“Quem aconselha Bolsonaro a furar o teto o leva para uma zona de impeachment.” (Paulo Guedes, em 11 de agosto de 2020).
Está começando a acontecer o que já era previsto e nem precisava alguém ser pitonisa para prever: Paulo Guedes começa a dar sinais claros de que não irá durar muito tempo no governo. O mesmo que se falava de Sérgio Moro. No caso de Guedes, que já admitiu uma “debandada” em seu Ministério com a saída, ontem, de mais dois de seus mais importantes assessores (até agora já foram oito), o motivo principal é o tal “teto de gastos”. Paulo Guedes, o neoliberal que quer vender o Brasil e já declarou que por ele venderia “a porra” do Banco do Brasil, é favorável à venda de todas as estatais. Mas Guedes também quer apertar o torniquete nos gastos públicos e insiste que Bolsonaro deve respeitar o teto, sob risco de entrar no que ele chamou de “zona de impeachment“.
Porém, a cartilha ultraliberal de Guedes se choca com a campanha eleitoral de Bolsonaro.

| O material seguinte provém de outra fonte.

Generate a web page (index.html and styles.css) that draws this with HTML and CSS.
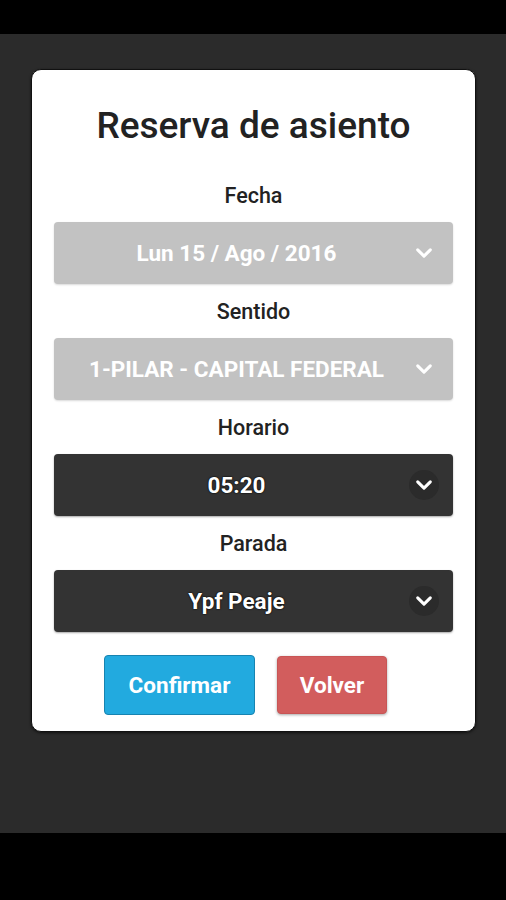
FILE: index.html
```html
<!DOCTYPE html>
<html lang="es">
<head>
  <meta charset="UTF-8">
  <meta name="viewport" content="width=device-width, initial-scale=1.0">
  <title>Reserva de asiento</title>
  <link rel="stylesheet" href="styles.css">
</head>
<body>
  <div class="statusbar"></div>
  <main class="screen">
    <div class="card">
      <h1>Reserva de asiento</h1>

      <div class="field">
        <label>Fecha</label>
        <div class="picker disabled">
          <span>Lun 15 / Ago / 2016</span>
          <svg class="chev" viewBox="0 0 20 12"><path d="M3 2.5l7 7 7-7"/></svg>
        </div>
      </div>

      <div class="field">
        <label>Sentido</label>
        <div class="picker disabled">
          <span>1-PILAR - CAPITAL FEDERAL</span>
          <svg class="chev" viewBox="0 0 20 12"><path d="M3 2.5l7 7 7-7"/></svg>
        </div>
      </div>

      <div class="field">
        <label>Horario</label>
        <div class="picker">
          <span>05:20</span>
          <i class="chev-bg"><svg class="chev" viewBox="0 0 20 12"><path d="M3 2.5l7 7 7-7"/></svg></i>
        </div>
      </div>

      <div class="field">
        <label>Parada</label>
        <div class="picker">
          <span>Ypf Peaje</span>
          <i class="chev-bg"><svg class="chev" viewBox="0 0 20 12"><path d="M3 2.5l7 7 7-7"/></svg></i>
        </div>
      </div>

      <div class="actions">
        <button class="btn confirm">Confirmar</button>
        <button class="btn back">Volver</button>
      </div>
    </div>
  </main>
  <div class="navbar"></div>
</body>
</html>
```
FILE: styles.css
```css
body {
  margin: 0;
  font-family: 'Roboto', 'Liberation Sans', sans-serif;
  background-color: #2b2b2b;
  height: 900px;
  display: flex;
  flex-direction: column;
}

.statusbar {
  height: 34px;
  background-color: #000;
}

.navbar {
  height: 67px;
  background-color: #000;
}

.screen {
  flex: 1;
  padding-top: 35px;
}

.card {
  margin-left: 31px;
  width: 445px;
  box-sizing: border-box;
  background-color: #fff;
  border: 1px solid #111;
  border-radius: 10px;
  box-shadow: 0 1px 3px rgba(0, 0, 0, 0.6);
  padding: 0 22px 16px;
}

h1 {
  margin: 0;
  padding-top: 24px;
  height: 98px;
  box-sizing: border-box;
  line-height: 64px;
  text-align: center;
  font-size: 37px;
  font-weight: 500;
  color: #222;
}

.field label {
  display: block;
  height: 54px;
  line-height: 56px;
  text-align: center;
  font-size: 21.5px;
  font-weight: 500;
  color: #222;
}

.picker {
  height: 62px;
  border-radius: 4px;
  background-color: #333;
  box-shadow: 0 1px 2px rgba(0, 0, 0, 0.35);
  display: flex;
  align-items: center;
  justify-content: center;
  position: relative;
  color: #fff;
  font-size: 22.5px;
  font-weight: 700;
}

.picker span {
  margin-right: 34px;
  text-shadow: 0 0 2px #000, 0 0 1px #000;
}

.picker.disabled {
  background-color: #c2c2c2;
  box-shadow: 0 1px 2px rgba(0, 0, 0, 0.15);
}

.picker.disabled span {
  text-shadow: none;
}

.chev {
  width: 18px;
  height: 12px;
  fill: none;
  stroke: #fff;
  stroke-width: 3.4;
  stroke-linecap: round;
  stroke-linejoin: round;
}

.picker > .chev {
  position: absolute;
  right: 20px;
  top: 25px;
}

.chev-bg {
  position: absolute;
  right: 14px;
  top: 16px;
  width: 30px;
  height: 30px;
  border-radius: 50%;
  background-color: #2b2b2b;
  display: flex;
  align-items: center;
  justify-content: center;
}

.actions {
  display: flex;
  justify-content: center;
  gap: 22px;
  margin-top: 23px;
  padding-right: 16px;
}

.btn {
  height: 60px;
  border-radius: 4px;
  font-family: inherit;
  font-size: 22.5px;
  font-weight: 700;
  color: #fff;
}

.confirm {
  width: 151px;
  background-color: #22aadf;
  border: 1px solid #1783b0;
}

.back {
  width: 110px;
  height: 58px;
  margin-top: 1px;
  background-color: #d25d5d;
  border: 1px solid #c85555;
  box-shadow: 0 1px 3px rgba(0, 0, 0, 0.35);
}
```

Bolsonaro, que só pensa em 2022, quer ampliar o auxílio emergencial e criar programas sociais, especialmente para entrar politicamente na região Nordeste (reduto em que foi repelido nas urnas) e, para isso, precisa gastar mais do que o orçamento prevê. E também, mais do que o teto de gastos prevê. A reeleição de Bolsonaro passa pela reversão de sua popularidade no Nordeste e ele já deu todos os sinais de que está disposto a abrir o cofre e jogar fora o “torniquete de Chicago” e o próprio Posto Ipiranga.
Paulo Guedes tem um aliado fora do governo: Rodrigo Maia, aquele que disse que não viu nenhum crime cometido pelo governo Bolsonaro. Mas furar o teto de gastos, para um liberal de direita como Maia, seria sim considerado um crime. E aí ele poderia, finalmente, colocar Bolsonaro na tal “zona” à qual se referiu Paulo Guedes. E é aí que entra a aliança de Bolsonaro com o “Centrão”: mesmo furando o teto de gastos, o que seria crime de responsabilidade, os votos daquele grupo que o próprio Bolsonaro já chamou de “o que tem de pior na política”, poderiam garanti-lo no cargo. E nunca é demais lembrar que em 2016, quando o golpista Michel Temer propôs a PEC do teto dos gastos públicos, Jair Bolsonaro e Eduardo Bolsonaro, então deputados federais, votaram a favor.
Não há dúvida de que agora está claro que Guedes, a exemplo de Moro, também foi usado por Bolsonaro e, pelo visto, começa a ser descartado. A tal “debandada” já é um sinal. Enquanto Moro foi usado para atrair votos de lavajatistas e “moralistas” da classe média, Guedes foi usado para a atrair os votos do mercado. Nos dois casos, ficou claro o que ambos sentiram na pele: a atração virou traição. Se, em certo momento, Moro tornou-se um estorvo para Bolsonaro, agora tudo leva a crer que a pedra no caminho é o Posto Ipiranga, que vai sendo assado lentamente igual costela na brasa. Azar de quem acreditou em “mitos”.
Resta saber se com esse Congresso, caso Bolsonaro fure mesmo o teto, a casa venha mesmo a cair. E também, mesmo com Maia vendo crime, se ele teria coragem de aceitar o pedido de impedimento.